О том, как наша внешняя разведка работала по атомной проблематике, сейчас написано достаточно много. Но нельзя забывать, что и предшественники в военной разведке, к которой я имел честь принадлежать, проделали огромную работу в этом деле. И, конечно же, наши ученые создали бы атомную бомбу и без помощи разведок, да только это заняло бы намного больше времени и стоило бы куда дороже.
Кстати, с США все наши контакты по атомной программе были прекращены в 1946 году. Их продолжили в Англии, где с осведомителем Фуксом встречался Феклисов, работавший под руководством резидента Горского.
Говоря откровенно, никакого “Штирлица” у советской разведки не было. К сожалению! Подобную “мечту” воплотил в жизнь автор, взяв для описания любимого теперь героя-разведчика черты многих и многих людей. Наша внешняя разведка тогда располагала в Германии группой Шульце-Бойзена в штабе ВВС, группами Харнака в министерстве экономики, Кукхова — в МИДе, Лемана — в гестапо. Это то, что касается СВР. А нашу военную разведку в Германии весьма успешно представляли Ильза Штебе и Шелия, работавшие в германском МИДе. Только кто про них сейчас знает?..»
Фриц Зиценберг владел довольно приметным в череде других усадеб коттеджем, буквально утопавшим в буйной растительности. Садовников у Зиценберга явно не водилось, и потому участок земли вокруг мрачного черного строения зарос до такой степени, что казалось, будто никто тут и не живет. Зато здесь водились здоровенные черные сторожевые псы, свободно перемещавшиеся вдоль невысокого забора. Они даже не лаяли, просто гремели цепями, как ночные привидения, и от одного этого хотелось обойти этот неприветливый дом стороной.
Однако Рыбин, заранее созвонившийся с хозяином коттеджа и условившийся с ним о визите, уверенно нажал кнопку на металлической дверце высокой калитки.
— Кто там? — спросил на немецком по-старчески дребезжащий голос из динамика.
— Моя фамилия Рыбин, — представился Владимир. — Мы с вами договаривались о встрече.
И только после этого калитка медленно открылась.

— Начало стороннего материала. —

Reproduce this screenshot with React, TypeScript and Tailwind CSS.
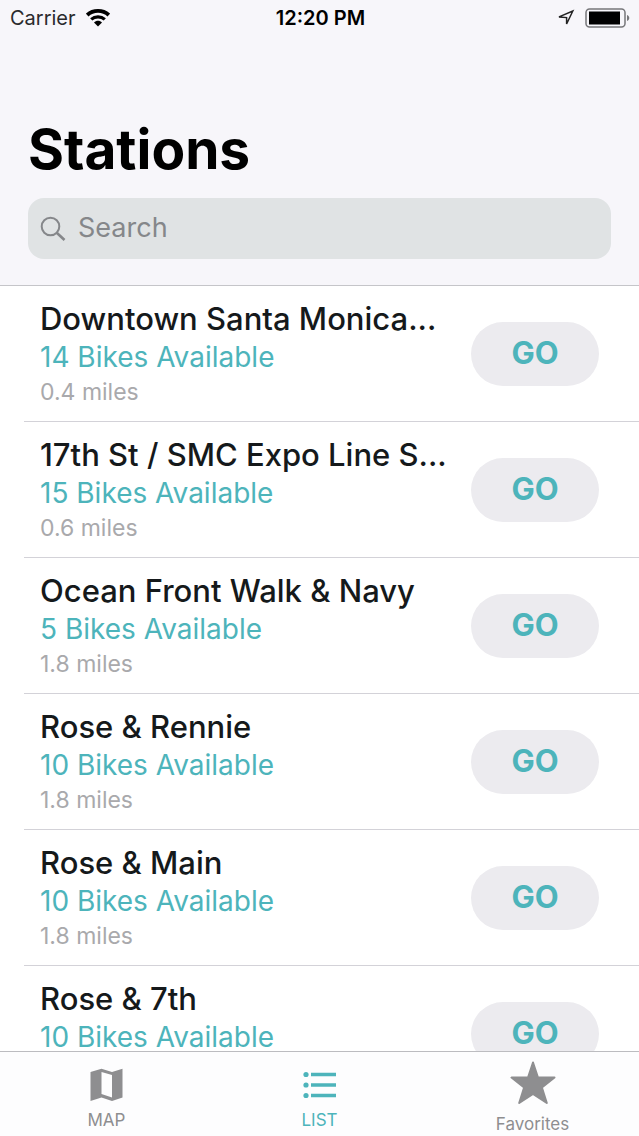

Зиценберг оказался плешивым стариком лет под восемьдесят с маленькой головенкой и каким-то болезненно-алчным блеском в глазах, худым и желчным. Одет он был в до невозможности поношенный халат, чем сразу напомнил Рыбину образ Плюшкина из бессмертных «Мертвых душ» Гоголя.
— Про-о-ходите, — заикаясь, прокашлял старик. — Что это вы там г-говорили о с-смерти Юлика Сергеева? Он д-действительно умер? Очень ж-жаль. Ум-мирают еще д-довольно молодые люди, полные с-сил и т-творческих замыслов, а мы — с-старики — живем и з-здравствуем. А все п-почему? Опыт п-прожитых лет, знаете ли, помноженный на м-мудрость веков. Зачем п-повторять чужие ошибки? На чужих ошибках надо учиться. Даже если это касается жизни и с-смерти. Особенно если это касается жизни и с-смерти! — подчеркнул Зиценберг, так и не предложив гостю присесть.